Quando afirma que “Lula não vai voltar porque ele não foi, ele não saiu”, e revela uma simbiose que faria de ambos seres “indissociáveis”, Dilma dá margem a duas interpretações igualmente preocupantes. De um lado, há quem entenda que a comandante do governo é tutelada pelo ex-presidente e atua simplesmente como uma marionete a serviço do tutor. Outra corrente avalia que, ao se associar diretamente ao antecessor, Dilma tenta conter a movimentação de setores do PT que estariam incentivando a possível candidatura de Lula em 2014.
“Esse tipo de coisa, entre nós, não gruda, não cola (...) [/...] Eu estou misturada como governo dele”, fez questão de dizer.
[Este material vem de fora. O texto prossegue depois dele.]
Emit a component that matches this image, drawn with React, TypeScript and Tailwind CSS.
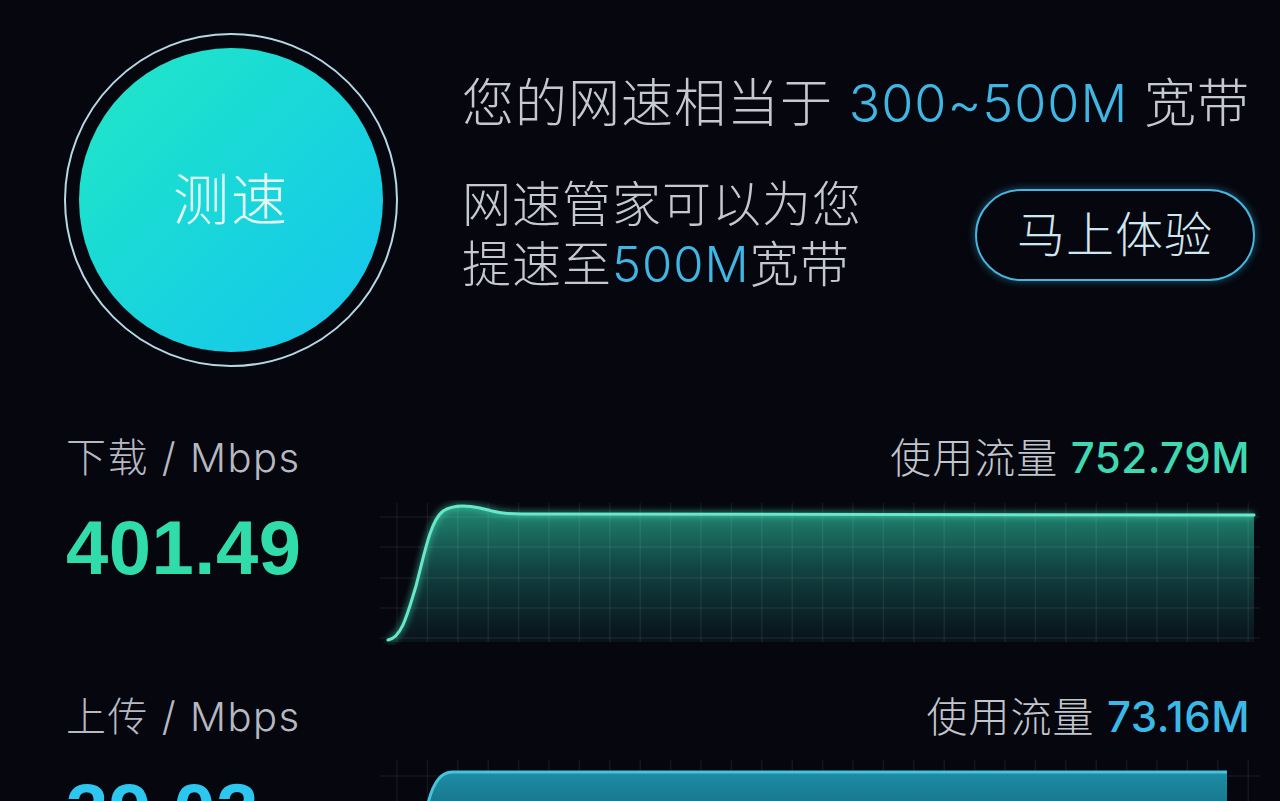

Em qualquer uma das hipóteses, seja Dilma mera cumpridora das determinações de Lula ou artífice de um plano para inibir o ex-presidente de disputar sua sucessão, o resultado é danoso ao Brasil. Nenhum país pode ter dois comandos, o que significa, na prática, que não tem nenhum.
Os problemas que o governo petista não consegue resolver, entre os quais estagnação econômica, pressão inflacionária, precárias condições de infraestrutura e serviços públicos de péssima qualidade, são agravados diante da tibieza de quem deveria comandar, mas se omite, e da necessidade permanente de se consultar com quem já deixou a cadeira presidencial há dois anos e meio. Na mesma entrevista à “Folha”, Dilma insiste em não reconhecer as dificuldades econômicas enfrentadas pelo país e já apontadas, inclusive, por alguns de seus aliados.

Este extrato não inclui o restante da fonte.